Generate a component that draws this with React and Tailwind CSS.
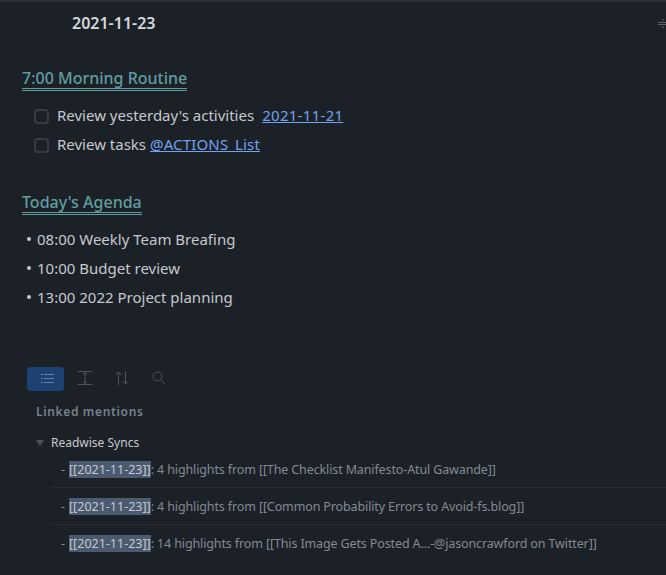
import React from 'react';

const Heading = ({ children }) => (
  <h2 className="inline-block border-b-[3px] border-double border-[#5f9ea0] text-[16px] leading-[20px] font-medium text-[#5f9ea0]">
    {children}
  </h2>
);

const Task = ({ text, link, linkClass }) => (
  <div className="flex h-[29px] items-center">
    <span className="ml-[34px] size-[15px] rounded-[4px] border-2 border-[#3a3a46]" />
    <span className="mb-[3px] ml-2 text-[#c5c9ce]">{text}</span>
    <a className={`mb-[3px] text-[#72a3ee] underline ${linkClass}`}>{link}</a>
  </div>
);

const mentions = [
  ': 4 highlights from [[The Checklist Manifesto-Atul Gawande]]',
  ': 4 highlights from [[Common Probability Errors to Avoid-fs.blog]]',
  ': 14 highlights from [[This Image Gets Posted A...-@jasoncrawford on Twitter]]',
];

export default function App() {
  return (
    <div className="h-[575px] w-[666px] overflow-hidden border-t-2 border-[#2a2f35] bg-[#1c2127] font-['Noto_Sans',sans-serif] text-[15px] leading-[20px]">
      <div className="flex h-[42px] items-center justify-between">
        <h1 className="ml-[72px] text-[16px] font-semibold text-[#d5d8dc]">2021-11-23</h1>
        <svg width="8" height="14" viewBox="0 0 8 14" className="text-[#5c6570]" fill="none" stroke="currentColor">
          <path d="M0 6.500h8M0 8.500h8M4 5l2-2M4 10l2 2" />
        </svg>
      </div>

      <div className="mt-[24px] flex pl-[22px]">
        <Heading>7:00 Morning Routine</Heading>
      </div>
      <div className="mt-[11px]">
        <Task text="Review yesterday's activities" link="2021-11-21" linkClass="ml-[8px] tracking-[0.3px]" />
        <Task text="Review tasks" link="@ACTIONS_List" linkClass="ml-[4px] tracking-[0.15px]" />
      </div>

      <div className="mt-[32px] flex pl-[22px]">
        <Heading>Today's Agenda</Heading>
      </div>
      <ul className="mt-[9px] pl-[27px] text-[#c5c9ce]">
        {['08:00 Weekly Team Breafing', '10:00 Budget review', '13:00 2022 Project planning'].map((item) => (
          <li key={item} className="flex h-[29px] items-center gap-[6px]">
            <span className="size-[4px] rounded-full bg-[#c5c9ce]" />
            {item}
          </li>
        ))}
      </ul>

      <div className="mt-[56px] ml-[27px] flex items-center text-[#4d545e]">
        <div className="flex h-[24px] w-[37px] items-center justify-center rounded-[4px] bg-[#1d4171] text-[#6583a8]">
          <svg className="mb-[2px] ml-[3px]" width="13" height="9" viewBox="0 0 13 9" fill="none" stroke="currentColor">
            <path d="M3 .5h10M3 4.500h10M3 8.500h10M0 .5h2M0 4.500h2M0 8.500h2" />
          </svg>
        </div>
        <svg className="mb-[2px] ml-[14px]" width="14" height="14" viewBox="0 0 14 14" fill="none" stroke="currentColor">
          <path d="M0 .5h14M0 13.500h14M7 1v12M5 3.500l2-2 2 2M5 10.500l2 2 2-2" />
        </svg>
        <svg className="mb-[2px] ml-[23px]" width="14" height="14" viewBox="0 0 14 14" fill="none" stroke="currentColor">
          <path d="M3.500 14V1M.5 4l3-3 3 3M10.500 0v13M7.500 10l3 3 3-3" />
        </svg>
        <svg className="mb-[2px] ml-[23px]" width="14" height="14" viewBox="0 0 14 14" fill="none" stroke="currentColor">
          <circle cx="5.500" cy="5.500" r="4.500" />
          <path d="M9 9l4.500 4.500" />
        </svg>
      </div>

      <div className="mt-[13px] ml-[36px] text-[12px] leading-[16px] font-semibold tracking-[0.65px] text-[#77818e]">Linked mentions</div>

      <div className="mt-[15px] ml-[36px] flex items-center text-[12px] leading-[16px] text-[#c5c9ce]">
        <span className="mr-[7px] h-0 w-0 border-x-[4px] border-t-[6px] border-x-transparent border-t-[#4a525c]" />
        Readwise Syncs
      </div>

      <div className="ml-[50px] text-[12.5px] leading-[17px] text-[#828a94]">
        {mentions.map((m, i) => (
          <div key={i} className={`flex h-[37px] items-center whitespace-nowrap pl-[11px] ${i < 2 ? 'border-b border-[#262b31]' : ''}`}>
            <span className="w-[8px]">-</span>
            <span className="bg-[#4a5a70] text-[#c5c9ce]">[[2021-11-23]]</span>
            <span className="tracking-[-0.125px]">{m}</span>
          </div>
        ))}
      </div>
    </div>
  );
}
***
◆ **Aim of the exercise**:
Copy every line that contains the string "React".

◆ **Answer to this task**:
Generate a component that draws this with React and Tailwind CSS.
import React from 'react';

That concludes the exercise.